Hence, the answer is the option (1).

Example 4: A person pushes a box on a rough horizontal surface. He applies a force of 200N over a distance of 15m. Thereafter, he gets progressively tired and his applied force reduces linearly with distance to 100N. The total distance through which the box has been moved is 30m.

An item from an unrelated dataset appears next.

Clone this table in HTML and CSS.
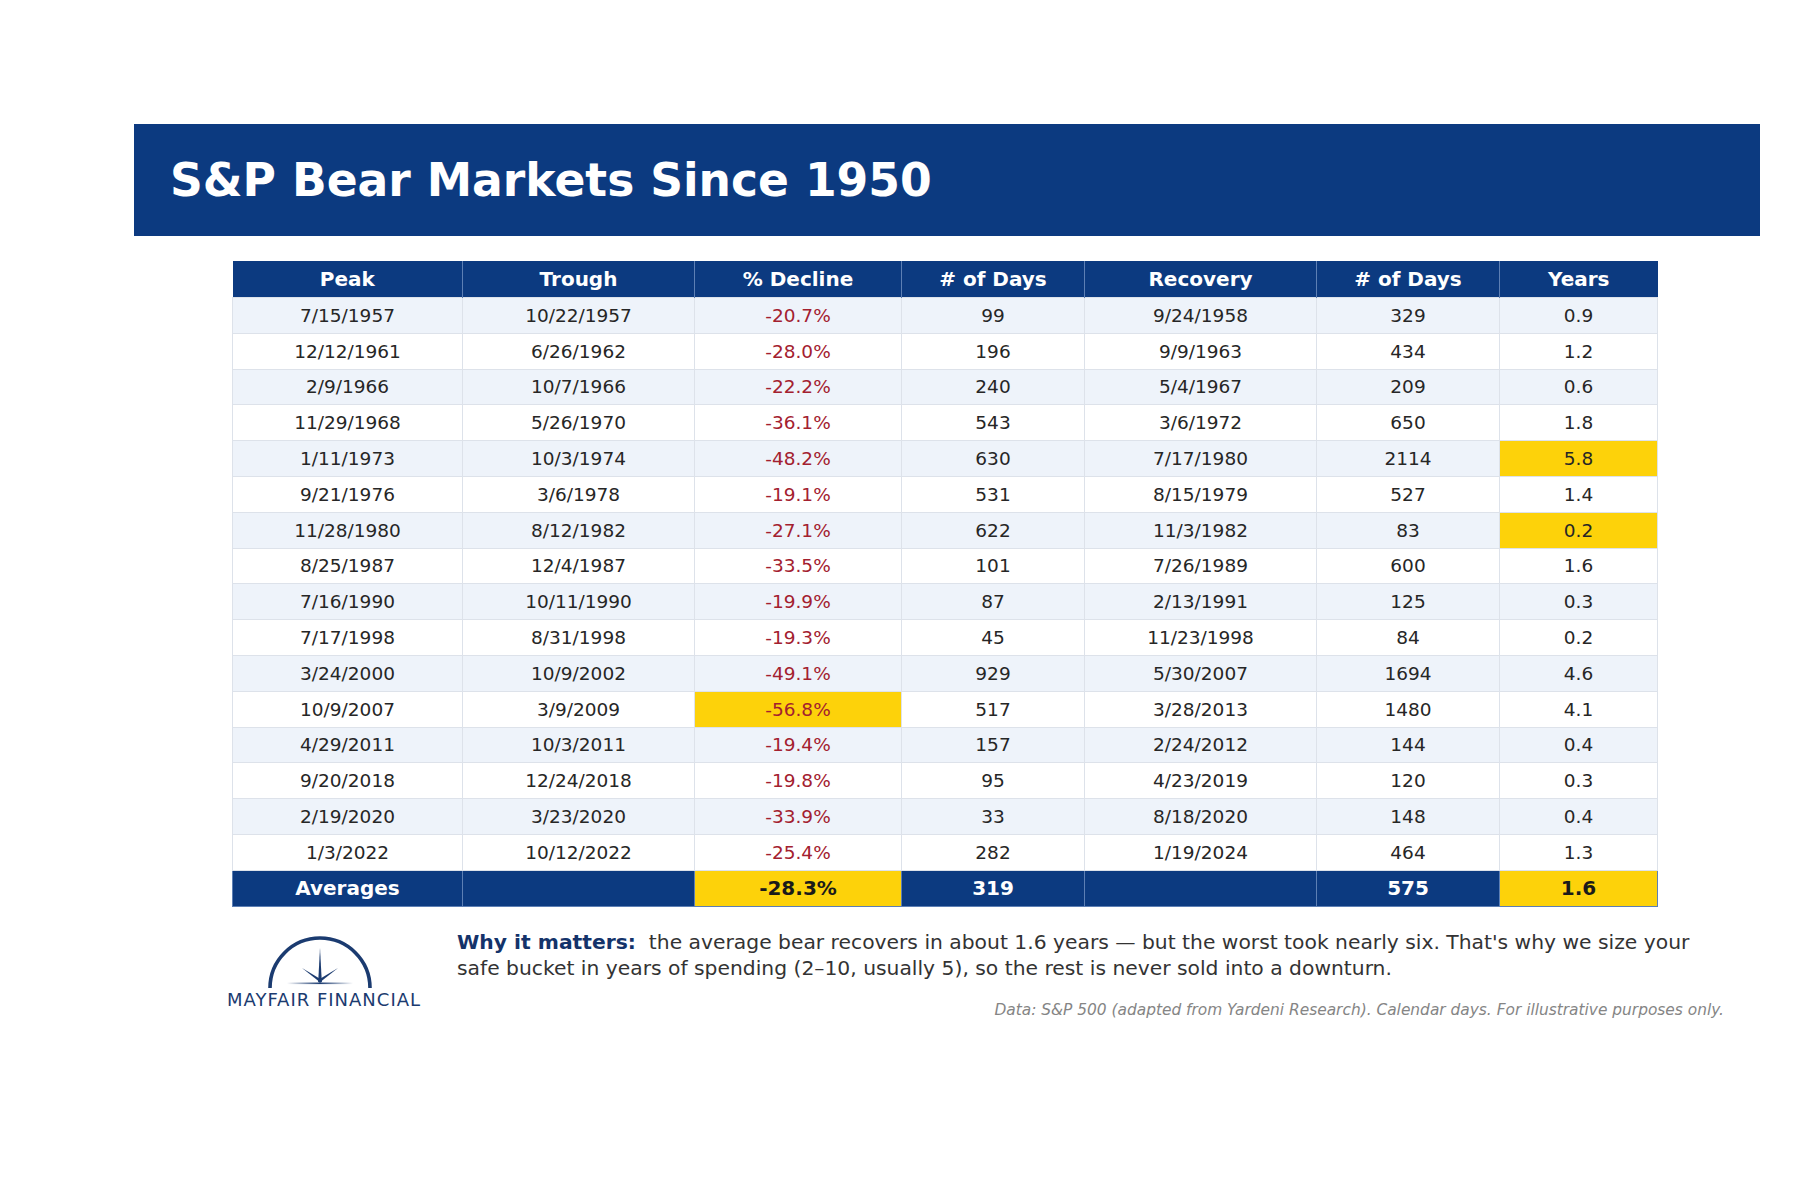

What is the work done by the person during the total movement of the box?

1) 3280 J

2) 2780 J

3) 5960 J

4) 5250 J

Solution:

$\begin{aligned} & F=200 \mathrm{~N} \quad \text { for } 0 \leq \mathrm{x} \leq 15 \\ & =200-\frac{100}{15}(\mathrm{x}-15) \text { for } \quad 15 \leq \mathrm{x}<30 \\ & \mathrm{~W}=\int \mathrm{Fdx} \\ & =\int_0^{15} 200 \mathrm{dx}+\int_{15}^{30}\left(300-\frac{100}{15} \mathrm{x}\right) \mathrm{dx} \\ & =200 \times 15+300 \times 15-\frac{100}{15} \times \frac{\left(30^2-15^2\right)}{2} \\ & =3000+4500-2250 \\ & =5250 \mathrm{~J}\end{aligned}$

Hence, the answer is the option (4).

Example 5: A particle experiences a variable force $\vec{F}=\left(4 \mathrm{x} \hat{\mathrm{i}}+3 \mathrm{y}^2 \hat{\mathrm{j}}\right)$ in a horizontal $\mathrm{x}-\mathrm{y}$ plane. Assume distance in meters and force is Newton. If the particle moves from point $(1,2)$ to point $(2,3)$ in the $\mathrm{x}-\mathrm{y}$ plane, then the Kinetic energy changes by :

1) 50.0 J
2) 12.5 J
3) 25.0 J
4) 0 J

Solution:

The force experienced by particles in a horizontal $X-Y$ plane is,

$
\bar{F}=4 x(\hat{i})+3 y^2(\hat{j})
$
Comparing with,

$
\begin{aligned}
& \begin{aligned}
\bar{F} & =F_x \hat{i}+F_y \hat{j} \\
\mathrm{~F}_{\mathrm{x}} & =4 \mathrm{x}, \quad \mathrm{F}_{\mathrm{y}}=3 \mathrm{y}^2 \\
\mathrm{dW} & =\bar{F} \cdot d \bar{s} \\
& =\left(F_x \hat{i}+F_y \hat{j}\right) \cdot\left(d_x \hat{i}+d_y \hat{j}\right) \\
\mathrm{dW} & =\mathrm{F}_{\mathrm{x}} \mathrm{dx}+\mathrm{F}_{\mathrm{y}} \mathrm{dy}
\end{aligned} \\
& \mathrm{W}=\int \mathrm{dW}=\int_{\mathrm{x}=1}^{\mathrm{x}=2} 4 \mathrm{x} \mathrm{dx}+\int_{\mathrm{y}=2}^{\mathrm{y}=3} 3 \mathrm{y}^2 \mathrm{dy}=\Delta \mathrm{KE}
\end{aligned}
$

(from Work-energy theorem)

$
\begin{aligned}
& \mathrm{W}=4\left[\frac{\mathrm{x}^2}{2}\right]_1^2+3\left[\frac{\mathrm{y}^3}{3}\right]_2^3 \\
& =4\left[2-\frac{1}{2}\right]+3\left[9-\frac{8}{3}\right] \\
& \mathrm{W}=6+19=25 \mathrm{~J}=\Delta \mathrm{KE}
\end{aligned}
$

Hence, the answer is the option (3)

Summary

The article discusses the concept of work done by variable forces, which are forces whose magnitude, direction, or both change with position. It explains how work done by such forces can be calculated using integration and how it can be visualized using force-displacement graphs. The article also provides several solved examples to illustrate the application of these concepts, such as calculating work done by stretching a rubber band, analyzing time-dependent forces, and determining the energy changes in particles experiencing variable forces. These examples help in understanding the practical implications of variable force in real-life situations.